Le titre de l’album, Thrill Addict, nous rappelle nos pires addictions, celles dont on ne peut pas se séparer, même si l’on est sûr que ce n’est pas bon pour nous. Premier morceau du disque, Ecstasy semble faire écho au Heroin du Velvet Underground. Empruntant la même progression, décrivant également la prise d’une drogue, la perte de la notion de la réalité, où les corps flottent mais se rapprochent inoxérablement du sol du fait de la gravité.
Les compositions du groupe, fortement imprégnées de l’esprit punk, sont puissantes et sans concession. La tension que l’on ressent sur Keep It Slow ou sur They Stole The Sun semble emprunter à la new wave de Joy Division sa basse persistante et entêtante. Dans un même temps, Leaving For The Moon ou Your Party Sucks construisent des mélodies répétitives dignes des meilleurs morceaux de post-rock.
Les voix de Barbara et Aris se répondent : entre les plaintes à la limite de la rupture du Suisse et la voix tantôt provocante tantôt puissante de la Canadienne, l’équilibre est tout trouvé. High Fever, à la rythmique décapante, nous permet d’apprécier la douce folie de Barbara qui hurle, comme en syncope, les délires décousus d’une vision hallucinatoire fiévreuse où l’on croise pêle-mêle un chat volant, une licorne ou des dauphins.

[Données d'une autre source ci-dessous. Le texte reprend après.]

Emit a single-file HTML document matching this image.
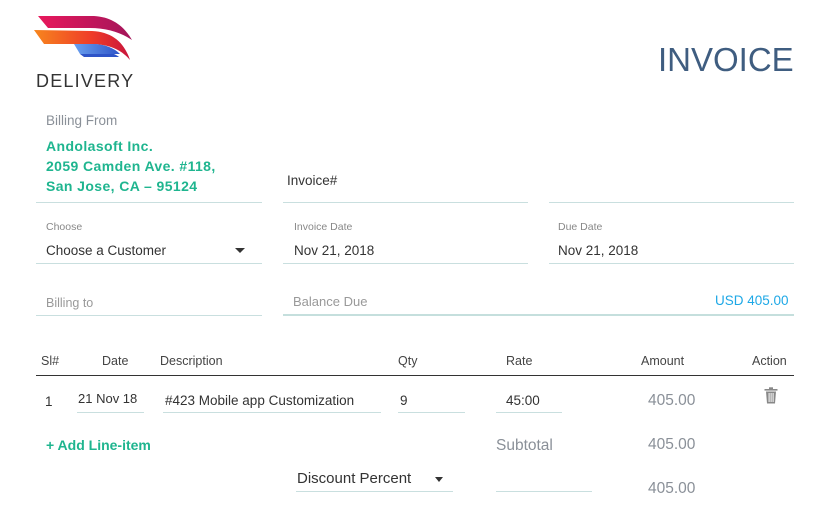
<!DOCTYPE html>
<html><head><meta charset="utf-8">
<style>
*{margin:0;padding:0;box-sizing:border-box}
body{width:831px;height:520px;background:#fff;font-family:"Liberation Sans",sans-serif;position:relative;overflow:hidden;color:#333}
.a{position:absolute;white-space:nowrap;line-height:1}
.l{position:absolute;height:1px;background:#c9dfdf}
.g{color:#1fb58f;font-weight:bold;font-size:14px;letter-spacing:0.4px}
.lab{color:#888;font-size:10.5px}
.val{color:#333;font-size:13.5px}
.h{font-size:12.5px;color:#444}
.gr{color:#8a9098;font-size:15.5px}
</style></head><body>
<svg class="a" style="left:34px;top:14px" width="102" height="52" viewBox="0 0 102 52">
<defs>
<linearGradient id="p" x1="0" x2="1"><stop offset="0" stop-color="#e8185c"/><stop offset="1" stop-color="#a3155a"/></linearGradient>
<linearGradient id="o" x1="0" x2="1"><stop offset="0" stop-color="#f7861e"/><stop offset=".6" stop-color="#ef3c28"/><stop offset="1" stop-color="#c8143c"/></linearGradient>
<linearGradient id="b" x1="0" x2="1"><stop offset="0" stop-color="#6aa0ef"/><stop offset="1" stop-color="#2e54c8"/></linearGradient>
</defs>
<path d="M4 2 L60 2 C78 3 90 12 98 26 C86 18 72 14 56 14 L14 14 Z" fill="url(#p)"/>
<path d="M0 16 L58 17 C78 18 90 28 96 46 C86 34 72 30 56 30 L10 30 Z" fill="url(#o)"/>
<path d="M40 30 L62 30 C72 31 80 34 86 40 L46 40 Z" fill="url(#b)"/>
<path d="M46 40 L80 40 C82 41 84 42 85 43 L50 43 Z" fill="#2e54c8"/>
</svg>
<div class="a" style="left:36px;top:72px;font-size:18px;letter-spacing:1.2px;color:#333">DELIVERY</div>
<div class="a" style="left:658px;top:43px;font-size:33px;color:#3f5d80">INVOICE</div>

<div class="a" style="left:46px;top:114px;font-size:13.5px;color:#8a9098">Billing From</div>
<div class="a g" style="left:46px;top:139px">Andolasoft Inc.</div>
<div class="a g" style="left:46px;top:159px">2059 Camden Ave. #118,</div>
<div class="a g" style="left:46px;top:179px">San Jose, CA – 95124</div>
<div class="l" style="left:36px;top:202px;width:226px"></div>

<div class="a val" style="left:287px;top:174px">Invoice#</div>
<div class="l" style="left:283px;top:202px;width:245px"></div>
<div class="l" style="left:549px;top:202px;width:245px"></div>

<div class="a lab" style="left:46px;top:222px">Choose</div>
<div class="a val" style="left:46px;top:244px">Choose a Customer</div>
<div class="a" style="left:235px;top:248px;width:0;height:0;border-left:5px solid transparent;border-right:5px solid transparent;border-top:5px solid #333"></div>
<div class="l" style="left:36px;top:263px;width:226px"></div>

<div class="a lab" style="left:294px;top:222px">Invoice Date</div>
<div class="a val" style="left:294px;top:244px">Nov 21, 2018</div>
<div class="l" style="left:283px;top:263px;width:245px"></div>
<div class="a lab" style="left:558px;top:222px">Due Date</div>
<div class="a val" style="left:558px;top:244px">Nov 21, 2018</div>
<div class="l" style="left:549px;top:263px;width:245px"></div>

<div class="a" style="left:46px;top:297px;font-size:12.5px;color:#999">Billing to</div>
<div class="l" style="left:36px;top:315px;width:226px"></div>
<div class="a" style="left:293px;top:295px;font-size:13px;color:#999">Balance Due</div>
<div class="a" style="left:715px;top:294px;font-size:13.5px;color:#1ea8e6">USD 405.00</div>
<div class="l" style="left:283px;top:314px;width:511px;height:2px;background:#c5dfdd"></div>

<div class="a h" style="left:41px;top:355px">Sl#</div>
<div class="a h" style="left:102px;top:355px">Date</div>
<div class="a h" style="left:160px;top:355px">Description</div>
<div class="a h" style="left:398px;top:355px">Qty</div>
<div class="a h" style="left:506px;top:355px">Rate</div>
<div class="a h" style="left:641px;top:355px">Amount</div>
<div class="a h" style="left:752px;top:355px">Action</div>
<div class="l" style="left:36px;top:375px;width:758px;background:#333"></div>

<div class="a val" style="left:45px;top:395px">1</div>
<div class="a val" style="left:78px;top:392px;font-size:13px">21 Nov 18</div>
<div class="l" style="left:77px;top:412px;width:67px"></div>
<div class="a val" style="left:165px;top:394px">#423 Mobile app Customization</div>
<div class="l" style="left:163px;top:412px;width:218px"></div>
<div class="a val" style="left:400px;top:394px">9</div>
<div class="l" style="left:398px;top:412px;width:67px"></div>
<div class="a val" style="left:506px;top:394px">45:00</div>
<div class="l" style="left:496px;top:412px;width:66px"></div>
<div class="a gr" style="left:648px;top:393px">405.00</div>
<svg class="a" style="left:764px;top:387px" width="14" height="17" viewBox="0 0 14 17"><rect x="0.5" y="2" width="13" height="1.6" fill="#888"/><rect x="5" y="0.3" width="4" height="2" fill="#888"/><path d="M2 4.5 L12 4.5 L11 16.5 L3 16.5 Z" fill="#888"/><rect x="4.6" y="6" width="1" height="9" fill="#fff"/><rect x="6.6" y="6" width="1" height="9" fill="#fff"/><rect x="8.6" y="6" width="1" height="9" fill="#fff"/></svg>

<div class="a" style="left:46px;top:438px;font-size:14px;color:#1fb58f;font-weight:bold">+ Add Line-item</div>
<div class="a gr" style="left:496px;top:438px">Subtotal</div>
<div class="a gr" style="left:648px;top:437px">405.00</div>

<div class="a" style="left:297px;top:471px;font-size:15px;color:#333">Discount Percent</div>
<div class="a" style="left:435px;top:477px;width:0;height:0;border-left:4.5px solid transparent;border-right:4.5px solid transparent;border-top:5px solid #333"></div>
<div class="l" style="left:296px;top:491px;width:157px"></div>
<div class="l" style="left:496px;top:491px;width:96px"></div>
<div class="a gr" style="left:648px;top:481px">405.00</div>
</body></html>
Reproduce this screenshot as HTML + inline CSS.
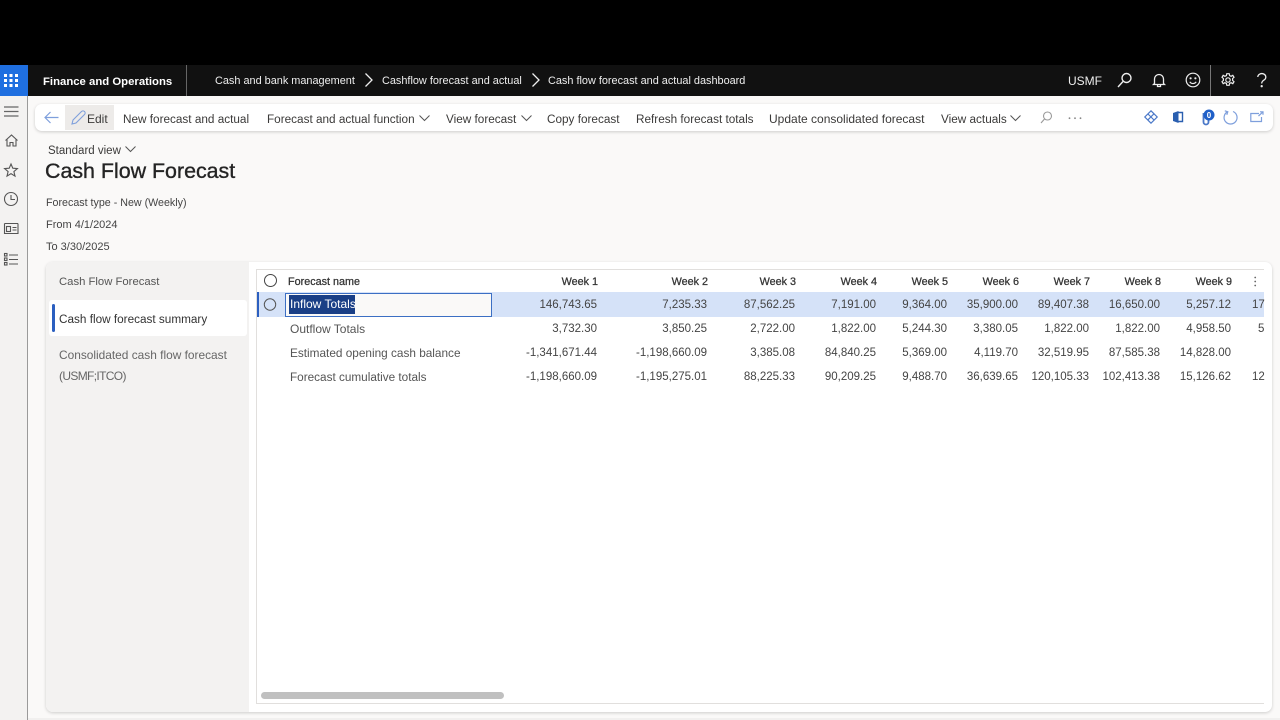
<!DOCTYPE html>
<html><head><meta charset="utf-8"><style>
html,body{margin:0;padding:0;width:1280px;height:720px;overflow:hidden;background:#000}
body{position:relative;font-family:"Liberation Sans",sans-serif;font-size:12px;color:#333}
.a{position:absolute}
.t{position:absolute;white-space:nowrap;line-height:16px;height:16px}
.n{position:absolute;white-space:nowrap;line-height:16px;height:16px;text-align:right;color:#444;width:110px;font-size:11.500px;margin-top:1px}
.h{position:absolute;white-space:nowrap;line-height:16px;height:16px;text-align:right;color:#333;width:80px;font-size:10.800px;-webkit-text-stroke:.25px #333}
.w{color:#eee;font-size:10.900px}
.c{color:#3b3a39;font-size:11.750px}
svg{position:absolute;overflow:visible;fill:none}
</style></head><body>
<!-- page -->
<div class="a" style="left:0;top:65px;width:1280px;height:655px;background:#faf9f8"></div>
<div class="a" style="left:28px;top:718px;width:1252px;height:2px;background:#f1f0ef"></div>
<!-- top bar -->
<div class="a" style="left:0;top:65px;width:1280px;height:31px;background:#111"></div>
<div class="a" style="left:0;top:65px;width:28px;height:31px;background:#1f6fe0"></div>
<svg style="left:0;top:65px" width="28" height="31"><g fill="#fff"><rect x="4" y="9" width="3" height="3"/><rect x="9.500" y="9" width="3" height="3"/><rect x="15" y="9" width="3" height="3"/><rect x="4" y="14" width="3" height="3"/><rect x="9.500" y="14" width="3" height="3"/><rect x="15" y="14" width="3" height="3"/><rect x="4" y="19" width="3" height="3"/><rect x="9.500" y="19" width="3" height="3"/><rect x="15" y="19" width="3" height="3"/></g></svg>
<div class="t" style="left:43px;top:74px;color:#fff;font-weight:bold;font-size:11.350px">Finance and Operations</div>
<div class="a" style="left:186px;top:65px;width:1px;height:31px;background:#666"></div>
<div class="t w" style="left:215px;top:73px">Cash and bank management</div>
<svg style="left:364px;top:72px" width="10" height="16"><path d="M1.500 1.500L8 8L1.500 14.500" stroke="#eee" stroke-width="1.300"/></svg>
<div class="t w" style="left:382px;top:73px">Cashflow forecast and actual</div>
<svg style="left:531px;top:72px" width="10" height="16"><path d="M1.500 1.500L8 8L1.500 14.500" stroke="#eee" stroke-width="1.300"/></svg>
<div class="t w" style="left:548px;top:73px">Cash flow forecast and actual dashboard</div>
<div class="t" style="left:1068px;top:73px;font-size:12px;color:#eee">USMF</div>
<svg style="left:1117px;top:72px" width="16" height="16" stroke="#eee" stroke-width="1.400"><circle cx="9.500" cy="6" r="4.500"/><path d="M6 9.500L1 15"/></svg>
<svg style="left:1152px;top:73px" width="14" height="16" stroke="#eee" stroke-width="1.300"><path d="M2.500 10.500V6a4.500 4.500 0 0 1 9 0V10.500l1 1H1.500zM5.500 12v1.500h3V12"/></svg>
<svg style="left:1185px;top:72px" width="16" height="16" stroke="#eee" stroke-width="1.200"><circle cx="8" cy="8" r="6.800"/><circle cx="5.600" cy="6.300" r=".5" fill="#eee"/><circle cx="10.400" cy="6.300" r=".5" fill="#eee"/><path d="M4.800 9.800a3.800 3.800 0 0 0 6.400 0"/></svg>
<div class="a" style="left:1210px;top:65px;width:1px;height:31px;background:#777"></div>
<svg style="left:1221px;top:73px" width="14" height="14" stroke="#eee" stroke-width="1.200"><circle cx="7" cy="7" r="2.200"/><path d="M5.800 .7h2.400l.4 1.900 1.500.7 1.700-1 1.200 2-1.400 1.300v1.800l1.400 1.300-1.200 2-1.700-1-1.500.7-.4 1.900H5.800l-.4-1.900-1.500-.7-1.700 1-1.200-2 1.400-1.300V5.600L1 4.300l1.200-2 1.700 1 1.500-.7z"/></svg>
<svg style="left:1257px;top:73px" width="10" height="16" stroke="#eee" stroke-width="1.300"><path d="M.8 4a4 3.500 0 1 1 6.200 3C5.500 8 4.700 8.800 4.700 10.500"/><circle cx="4.700" cy="13.200" r=".5" fill="#eee"/></svg>

<!-- left nav -->
<div class="a" style="left:0;top:96px;width:27px;height:624px;background:#f3f2f1"></div>
<div class="a" style="left:27px;top:96px;width:1px;height:624px;background:#9a9a9a"></div>
<svg style="left:4px;top:106px" width="15" height="12" stroke="#666" stroke-width="1.200"><path d="M0 1H14.500M0 5.500H14.500M0 10H14.500"/></svg>
<svg style="left:5px;top:134px" width="13" height="13" stroke="#555" stroke-width="1.100"><path d="M.5 6.500L6.500 1l6 5.500M2 5.500V12h3V8.500h3V12h3V5.500"/></svg>
<svg style="left:4px;top:163px" width="14" height="14" stroke="#555" stroke-width="1.100"><path d="M7 1l1.800 4.200 4.600.4-3.500 3 1.100 4.500L7 10.700 3 13.100l1.100-4.500-3.500-3 4.600-.4z"/></svg>
<svg style="left:4px;top:192px" width="15" height="15" stroke="#555" stroke-width="1.100"><circle cx="7" cy="7" r="6.500"/><path d="M7 3V7.500H11"/></svg>
<svg style="left:4px;top:222px" width="15" height="13" stroke="#555" stroke-width="1.100"><path d="M.5 1.500H14M.5 1.500V11.500H14V1.500"/><rect x="2.500" y="4.500" width="4" height="5"/><path d="M8.500 5.500H12.500M8.500 8H12.500"/></svg>
<svg style="left:4px;top:253px" width="15" height="13" stroke="#555" stroke-width="1.100"><rect x=".5" y=".5" width="2.500" height="2.500"/><rect x=".5" y="5" width="2.500" height="2.500"/><rect x=".5" y="9.500" width="2.500" height="2.500"/><path d="M5 2H14M5 6.500H14M5 11H14"/></svg>

<!-- action pane -->
<div class="a" style="left:35px;top:104px;width:1238px;height:27px;background:#fff;border-radius:7px;box-shadow:0 1px 3px rgba(0,0,0,.18)"></div>
<svg style="left:44px;top:111px" width="16" height="13" stroke="#7e9fdc" stroke-width="1.200"><path d="M14.500 6.500H1M6.500 1L1 6.500L6.500 12"/></svg>
<div class="a" style="left:65px;top:105px;width:49px;height:25px;background:#edebe9"></div>
<svg style="left:71px;top:110px" width="15" height="15" stroke="#7e9fdc" stroke-width="1.100"><path d="M1 14l1-4L10.500 1.500a1.700 1.700 0 0 1 3 3L5 13z"/></svg>
<div class="t c" style="left:87px;top:111px;font-size:12px">Edit</div>
<div class="t c" style="left:123px;top:112px">New forecast and actual</div>
<div class="t c" style="left:267px;top:112px">Forecast and actual function</div>
<svg style="left:419px;top:115px" width="11" height="7" stroke="#555"><path d="M.5 .5L5.500 5.500L10.500 .5"/></svg>
<div class="t c" style="left:446px;top:112px">View forecast</div>
<svg style="left:521px;top:115px" width="11" height="7" stroke="#555"><path d="M.5 .5L5.500 5.500L10.500 .5"/></svg>
<div class="t c" style="left:547px;top:112px">Copy forecast</div>
<div class="t c" style="left:636px;top:112px">Refresh forecast totals</div>
<div class="t c" style="left:769px;top:111px;font-size:12px">Update consolidated forecast</div>
<div class="t c" style="left:941px;top:112px">View actuals</div>
<svg style="left:1010px;top:115px" width="11" height="7" stroke="#555"><path d="M.5 .5L5.500 5.500L10.500 .5"/></svg>
<svg style="left:1040px;top:111px" width="13" height="13" stroke="#999" stroke-width="1.100"><circle cx="7.500" cy="5" r="4"/><path d="M4.500 8L1 12"/></svg>
<svg style="left:1068px;top:117px" width="14" height="3"><circle cx="1.500" cy="1.200" r=".9" fill="#888"/><circle cx="7" cy="1.200" r=".9" fill="#888"/><circle cx="12.500" cy="1.200" r=".9" fill="#888"/></svg>
<svg style="left:1144px;top:110px" width="14" height="14" stroke="#4a78c8" stroke-width="1.200"><path d="M7 .8L13.200 7 7 13.200 .8 7zM7 .8L10 3.800 4 9.800M7 13.200L4 10.200M4 4L10 10"/></svg>
<svg style="left:1172px;top:110px" width="12" height="14"><path d="M1 3L6.500 1V13L1 11z" fill="#2a5fb0"/><path d="M6.500 2.500H10.500V11.500H6.500" stroke="#2a5fb0" stroke-width="1.400"/></svg>
<svg style="left:1201px;top:109px" width="16" height="17"><path d="M2.500 4V13a2.500 2.500 0 0 0 5 0V6" stroke="#4a78c8" stroke-width="1.800"/><circle cx="8" cy="6" r="5.500" fill="#1f5fc8"/><text x="8" y="9" font-size="8" font-weight="bold" fill="#fff" text-anchor="middle" font-family="Liberation Sans">0</text></svg>
<svg style="left:1223px;top:110px" width="15" height="15" stroke="#7e9fdc" stroke-width="1.200"><path d="M4.500 1.800A6.500 6.500 0 1 0 10 1.500M1.800 .8L4.800 1.800 3.800 4.800"/></svg>
<svg style="left:1250px;top:111px" width="14" height="12" stroke="#7e9fdc" stroke-width="1.200"><path d="M9 2.500H.8V10.500H11.500V6M8.500 5L13 .8M10 .8H13V3.800"/></svg>

<!-- header -->
<div class="t c" style="left:48px;top:143px;font-size:11.500px">Standard view</div>
<svg style="left:125px;top:146px" width="11" height="7" stroke="#555"><path d="M.5 .5L5.500 5.500L10.500 .5"/></svg>
<div class="t" style="left:45px;top:158px;font-size:21.400px;line-height:27px;height:27px;color:#242424;-webkit-text-stroke:.35px #242424">Cash Flow Forecast</div>
<div class="t" style="left:46px;top:195px;font-size:10.700px;color:#444">Forecast type - New (Weekly)</div>
<div class="t" style="left:46px;top:217px;font-size:11px;color:#444">From 4/1/2024</div>
<div class="t" style="left:46px;top:239px;font-size:11px;color:#444">To 3/30/2025</div>

<!-- panel -->
<div class="a" style="left:46px;top:262px;width:1226px;height:450px;background:#fff;border-radius:7px;box-shadow:0 1px 3px rgba(0,0,0,.18)"></div>
<div class="a" style="left:46px;top:262px;width:203px;height:450px;background:#f3f2f1;border-radius:7px 0 0 7px"></div>
<div class="a" style="left:49px;top:300px;width:198px;height:36px;background:#fff;border-radius:3px"></div>
<div class="a" style="left:52px;top:304px;width:3px;height:28px;background:#2b5fc0;border-radius:2px"></div>
<div class="t" style="left:59px;top:274px;color:#555;font-size:11.300px">Cash Flow Forecast</div>
<div class="t" style="left:59px;top:312px;color:#333;font-size:11.750px">Cash flow forecast summary</div>
<div class="t" style="left:59px;top:347px;color:#666;font-size:11.900px">Consolidated cash flow forecast</div>
<div class="t" style="left:59px;top:368px;color:#666;font-size:12px;letter-spacing:-.65px">(USMF;ITCO)</div>

<!-- grid -->
<div class="a" style="left:256px;top:269px;width:1012px;height:435px;border:1px solid #e1dfdd;border-right:none;box-sizing:border-box;background:#fff"></div>
<div class="a" style="left:1264px;top:269px;width:8px;height:436px;background:#fff"></div>
<div class="a" style="left:257px;top:292px;width:1007px;height:25px;background:#d5e2f8"></div>
<div class="a" style="left:257px;top:292px;width:2px;height:25px;background:#2b5fc0"></div>
<svg style="left:263px;top:273px" width="15" height="15" stroke="#444"><circle cx="7.500" cy="7.500" r="6"/></svg>
<svg style="left:263px;top:297px" width="15" height="15" stroke="#555"><circle cx="7" cy="7.500" r="5.700"/></svg>
<div class="t" style="left:288px;top:274px;font-size:10.800px;color:#333;-webkit-text-stroke:.25px #333">Forecast name</div>
<div class="a" style="left:285px;top:293px;width:207px;height:24px;box-sizing:border-box;border:1.500px solid #3c6fc4;background:#faf9f8"></div>
<div class="a" style="left:289px;top:295px;width:66px;height:19px;background:#1a3f86"></div>
<div class="t" style="left:290px;top:296px;color:#fff">Inflow Totals</div>
<div class="t" style="left:290px;top:321px;color:#555">Outflow Totals</div>
<div class="t" style="left:290px;top:345px;color:#555;font-size:11.800px">Estimated opening cash balance</div>
<div class="t" style="left:290px;top:370px;color:#555;font-size:11.750px">Forecast cumulative totals</div>

<div class="h" style="left:518px;top:274px">Week 1</div><div class="h" style="left:628px;top:274px">Week 2</div><div class="h" style="left:716px;top:274px">Week 3</div><div class="h" style="left:797px;top:274px">Week 4</div><div class="h" style="left:868px;top:274px">Week 5</div><div class="h" style="left:939px;top:274px">Week 6</div><div class="h" style="left:1010px;top:274px">Week 7</div><div class="h" style="left:1081px;top:274px">Week 8</div><div class="h" style="left:1152px;top:274px">Week 9</div>
<svg style="left:1254px;top:276px" width="3" height="11"><circle cx="1.200" cy="1.500" r=".9" fill="#666"/><circle cx="1.200" cy="5.500" r=".9" fill="#666"/><circle cx="1.200" cy="9.500" r=".9" fill="#666"/></svg>

<div class="n" style="left:487px;top:296px">146,743.65</div><div class="n" style="left:597px;top:296px">7,235.33</div><div class="n" style="left:685px;top:296px">87,562.25</div><div class="n" style="left:766px;top:296px">7,191.00</div><div class="n" style="left:837px;top:296px">9,364.00</div><div class="n" style="left:908px;top:296px">35,900.00</div><div class="n" style="left:979px;top:296px">89,407.38</div><div class="n" style="left:1050px;top:296px">16,650.00</div><div class="n" style="left:1121px;top:296px">5,257.12</div><div class="t" style="left:1252px;top:297px;color:#444;font-size:11.500px">17</div>
<div class="n" style="left:487px;top:320px">3,732.30</div><div class="n" style="left:597px;top:320px">3,850.25</div><div class="n" style="left:685px;top:320px">2,722.00</div><div class="n" style="left:766px;top:320px">1,822.00</div><div class="n" style="left:837px;top:320px">5,244.30</div><div class="n" style="left:908px;top:320px">3,380.05</div><div class="n" style="left:979px;top:320px">1,822.00</div><div class="n" style="left:1050px;top:320px">1,822.00</div><div class="n" style="left:1121px;top:320px">4,958.50</div><div class="t" style="left:1258px;top:321px;color:#444;font-size:11.500px">5</div>
<div class="n" style="left:487px;top:344px">-1,341,671.44</div><div class="n" style="left:597px;top:344px">-1,198,660.09</div><div class="n" style="left:685px;top:344px">3,385.08</div><div class="n" style="left:766px;top:344px">84,840.25</div><div class="n" style="left:837px;top:344px">5,369.00</div><div class="n" style="left:908px;top:344px">4,119.70</div><div class="n" style="left:979px;top:344px">32,519.95</div><div class="n" style="left:1050px;top:344px">87,585.38</div><div class="n" style="left:1121px;top:344px">14,828.00</div>
<div class="n" style="left:487px;top:368px">-1,198,660.09</div><div class="n" style="left:597px;top:368px">-1,195,275.01</div><div class="n" style="left:685px;top:368px">88,225.33</div><div class="n" style="left:766px;top:368px">90,209.25</div><div class="n" style="left:837px;top:368px">9,488.70</div><div class="n" style="left:908px;top:368px">36,639.65</div><div class="n" style="left:979px;top:368px">120,105.33</div><div class="n" style="left:1050px;top:368px">102,413.38</div><div class="n" style="left:1121px;top:368px">15,126.62</div><div class="t" style="left:1252px;top:369px;color:#444;font-size:11.500px">12</div>

<div class="a" style="left:261px;top:692px;width:243px;height:7px;background:#c0c0c0;border-radius:4px"></div>
</body></html>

La ballade It’s Gonna Be Great se détache de l’ensemble explosif de l’album, mais c’est là que le couple semble atteindre les sommets, de ces chansons intemporelles que l’on déguste avec des fèves au beurre et un excellent Chianti, au coin du feu ou dans la moiteur d’une chaude nuit d’été. Le doux accompagnement électrique, quelque part entre le Velvet et Sonic Youth, nous fait décoller de la morne actualité, et le chant léger et chaud nous éloigne de nos inquiétudes.

Oui. Tout ira bien, tout ira bien.


Thrill Addict s’impose comme le disque rock d’une génération, avec ses aspirations post-rock et punk, totalement dans l’esprit art rock. Loin de toutes conventions, c’est un son politiquement incorrect, hautement sexuel, chaud comme deux corps qui se rencontrent. Charnel.